- STATED TASK:
The data below should be restated word for word, with every picture omitted.

=== SOURCE EXCERPT ===

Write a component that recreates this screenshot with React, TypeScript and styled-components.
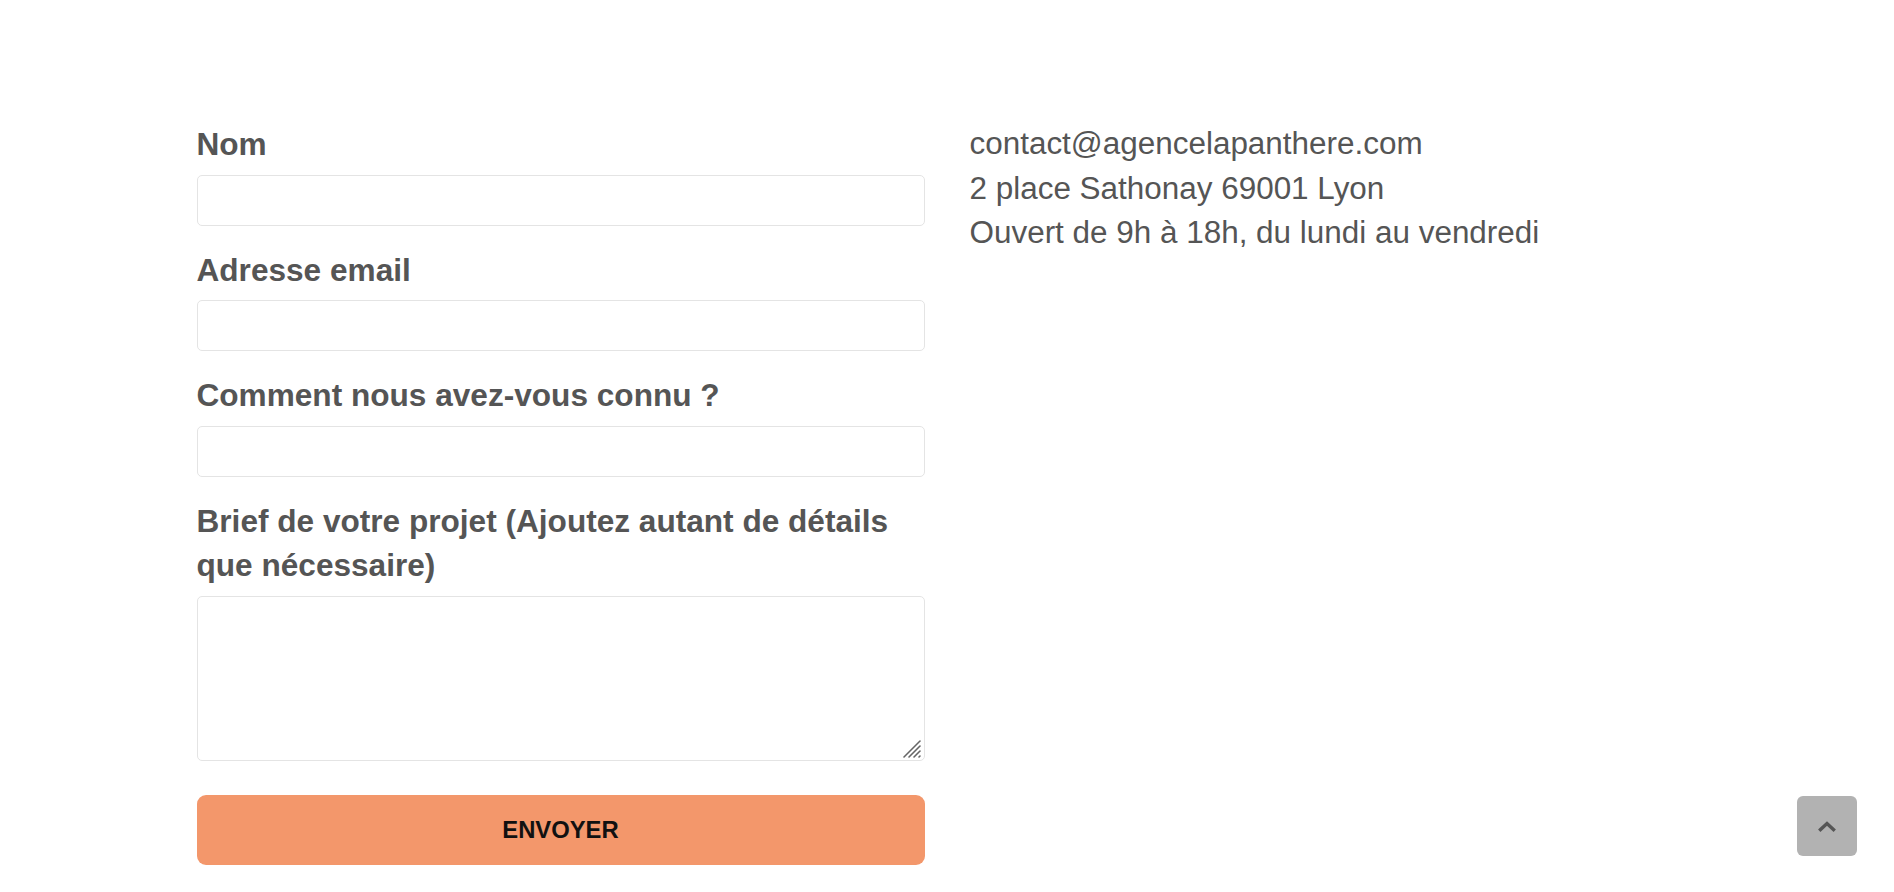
import React from "react";
import styled, { createGlobalStyle } from "styled-components";

const Global = createGlobalStyle`
  html, body { margin: 0; padding: 0; background: #ffffff; }
  body { font-family: "Liberation Sans", Arial, sans-serif; color: #555555; }
  * { box-sizing: border-box; }
`;

const Page = styled.main`
  width: 1501px;
  margin: 0 auto;
  padding-top: 122px;
  display: grid;
  grid-template-columns: 728px 728px;
  column-gap: 45px;
  align-items: start;
`;

const Form = styled.form`
  display: flex;
  flex-direction: column;
`;

const Field = styled.div<{ $space?: number }>`
  display: flex;
  flex-direction: column;
  margin-bottom: ${(p) => p.$space ?? 22}px;
`;

const Label = styled.label`
  font-family: "Liberation Sans", Arial, sans-serif;
  font-weight: 700;
  font-size: 31.6px;
  line-height: 44.5px;
  color: #555555;
  margin-bottom: 8px;
`;

const Input = styled.input`
  height: 51px;
  width: 100%;
  border: 1px solid #e4e4e4;
  border-radius: 5px;
  background: #ffffff;
  font-family: "Liberation Sans", Arial, sans-serif;
  font-size: 20px;
  padding: 0 12px;
  outline: none;
`;

const AreaWrap = styled.div`
  position: relative;
  width: 100%;
`;

const TextArea = styled.textarea`
  height: 165px;
  width: 100%;
  border: 1px solid #e4e4e4;
  border-radius: 5px;
  background: #ffffff;
  font-family: "Liberation Sans", Arial, sans-serif;
  font-size: 20px;
  padding: 12px;
  outline: none;
  resize: vertical;
  display: block;
  &::-webkit-resizer {
    background: transparent;
  }
`;

const Grip = styled.svg`
  position: absolute;
  right: 2px;
  bottom: 2px;
  pointer-events: none;
`;

const Submit = styled.button`
  height: 70px;
  width: 100%;
  border: none;
  border-radius: 9px;
  background: #f3976b;
  color: #111111;
  font-family: "Liberation Sans", Arial, sans-serif;
  font-weight: 700;
  font-size: 23.8px;
  cursor: pointer;
`;

const Info = styled.div`
  font-family: "Liberation Sans", Arial, sans-serif;
  font-size: 31.45px;
  line-height: 44.5px;
  color: #555555;
`;

const InfoLine = styled.p`
  margin: 0;
`;

const ScrollTop = styled.button`
  position: fixed;
  right: 37px;
  bottom: 36px;
  width: 60px;
  height: 60px;
  border: none;
  border-radius: 6px;
  background: #b2b2b2;
  display: flex;
  align-items: center;
  justify-content: center;
  padding: 0;
  cursor: pointer;
`;

export default function App() {
  return (
    <>
      <Global />
      <Page>
        <Form onSubmit={(e) => e.preventDefault()}>
          <Field>
            <Label htmlFor="nom">Nom</Label>
            <Input id="nom" type="text" />
          </Field>
          <Field>
            <Label htmlFor="email">Adresse email</Label>
            <Input id="email" type="email" />
          </Field>
          <Field>
            <Label htmlFor="connu">Comment nous avez-vous connu ?</Label>
            <Input id="connu" type="text" />
          </Field>
          <Field $space={34}>
            <Label htmlFor="brief">
              Brief de votre projet (Ajoutez autant de détails que nécessaire)
            </Label>
            <AreaWrap>
              <TextArea id="brief" />
              <Grip width="22" height="22" viewBox="0 0 22 22" fill="none">
                <g stroke="#666666" strokeWidth="1.6" strokeLinecap="round">
                  <line x1="3" y1="20" x2="19" y2="4" />
                  <line x1="8" y1="20" x2="19" y2="9" />
                  <line x1="13" y1="20" x2="19" y2="14" />
                  <line x1="18" y1="20" x2="19" y2="19" />
                </g>
              </Grip>
            </AreaWrap>
          </Field>
          <Submit type="submit">ENVOYER</Submit>
        </Form>
        <Info>
          <InfoLine>contact@agencelapanthere.com</InfoLine>
          <InfoLine>2 place Sathonay 69001 Lyon</InfoLine>
          <InfoLine>Ouvert de 9h à 18h, du lundi au vendredi</InfoLine>
        </Info>
      </Page>
      <ScrollTop aria-label="Haut de page">
        <svg width="20" height="14" viewBox="0 0 20 14" fill="none">
          <path d="M3.5 10.5 L10 4.5 L16.5 10.5" stroke="#555555" strokeWidth="3.4" strokeLinecap="square" />
        </svg>
      </ScrollTop>
    </>
  );
}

===

- THE OUTPUT:
Write a component that recreates this screenshot with React, TypeScript and styled-components.
import React from "react";
import styled, { createGlobalStyle } from "styled-components";

const Global = createGlobalStyle`
  html, body { margin: 0; padding: 0; background: #ffffff; }
  body { font-family: "Liberation Sans", Arial, sans-serif; color: #555555; }
  * { box-sizing: border-box; }
`;

const Page = styled.main`
  width: 1501px;
  margin: 0 auto;
  padding-top: 122px;
  display: grid;
  grid-template-columns: 728px 728px;
  column-gap: 45px;
  align-items: start;
`;

const Form = styled.form`
  display: flex;
  flex-direction: column;
`;

const Field = styled.div<{ $space?: number }>`
  display: flex;
  flex-direction: column;
  margin-bottom: ${(p) => p.$space ?? 22}px;
`;

const Label = styled.label`
  font-family: "Liberation Sans", Arial, sans-serif;
  font-weight: 700;
  font-size: 31.6px;
  line-height: 44.5px;
  color: #555555;
  margin-bottom: 8px;
`;

const Input = styled.input`
  height: 51px;
  width: 100%;
  border: 1px solid #e4e4e4;
  border-radius: 5px;
  background: #ffffff;
  font-family: "Liberation Sans", Arial, sans-serif;
  font-size: 20px;
  padding: 0 12px;
  outline: none;
`;

const AreaWrap = styled.div`
  position: relative;
  width: 100%;
`;

const TextArea = styled.textarea`
  height: 165px;
  width: 100%;
  border: 1px solid #e4e4e4;
  border-radius: 5px;
  background: #ffffff;
  font-family: "Liberation Sans", Arial, sans-serif;
  font-size: 20px;
  padding: 12px;
  outline: none;
  resize: vertical;
  display: block;
  &::-webkit-resizer {
    background: transparent;
  }
`;

const Grip = styled.svg`
  position: absolute;
  right: 2px;
  bottom: 2px;
  pointer-events: none;
`;

const Submit = styled.button`
  height: 70px;
  width: 100%;
  border: none;
  border-radius: 9px;
  background: #f3976b;
  color: #111111;
  font-family: "Liberation Sans", Arial, sans-serif;
  font-weight: 700;
  font-size: 23.8px;
  cursor: pointer;
`;

const Info = styled.div`
  font-family: "Liberation Sans", Arial, sans-serif;
  font-size: 31.45px;
  line-height: 44.5px;
  color: #555555;
`;

const InfoLine = styled.p`
  margin: 0;
`;

const ScrollTop = styled.button`
  position: fixed;
  right: 37px;
  bottom: 36px;
  width: 60px;
  height: 60px;
  border: none;
  border-radius: 6px;
  background: #b2b2b2;
  display: flex;
  align-items: center;
  justify-content: center;
  padding: 0;
  cursor: pointer;
`;

export default function App() {
  return (
    <>
      <Global />
      <Page>
        <Form onSubmit={(e) => e.preventDefault()}>
          <Field>
            <Label htmlFor="nom">Nom</Label>
            <Input id="nom" type="text" />
          </Field>
          <Field>
            <Label htmlFor="email">Adresse email</Label>
            <Input id="email" type="email" />
          </Field>
          <Field>
            <Label htmlFor="connu">Comment nous avez-vous connu ?</Label>
            <Input id="connu" type="text" />
          </Field>
          <Field $space={34}>
            <Label htmlFor="brief">
              Brief de votre projet (Ajoutez autant de détails que nécessaire)
            </Label>
            <AreaWrap>
              <TextArea id="brief" />
              <Grip width="22" height="22" viewBox="0 0 22 22" fill="none">
                <g stroke="#666666" strokeWidth="1.6" strokeLinecap="round">
                  <line x1="3" y1="20" x2="19" y2="4" />
                  <line x1="8" y1="20" x2="19" y2="9" />
                  <line x1="13" y1="20" x2="19" y2="14" />
                  <line x1="18" y1="20" x2="19" y2="19" />
                </g>
              </Grip>
            </AreaWrap>
          </Field>
          <Submit type="submit">ENVOYER</Submit>
        </Form>
        <Info>
          <InfoLine>contact@agencelapanthere.com</InfoLine>
          <InfoLine>2 place Sathonay 69001 Lyon</InfoLine>
          <InfoLine>Ouvert de 9h à 18h, du lundi au vendredi</InfoLine>
        </Info>
      </Page>
      <ScrollTop aria-label="Haut de page">
        <svg width="20" height="14" viewBox="0 0 20 14" fill="none">
          <path d="M3.5 10.5 L10 4.5 L16.5 10.5" stroke="#555555" strokeWidth="3.4" strokeLinecap="square" />
        </svg>
      </ScrollTop>
    </>
  );
}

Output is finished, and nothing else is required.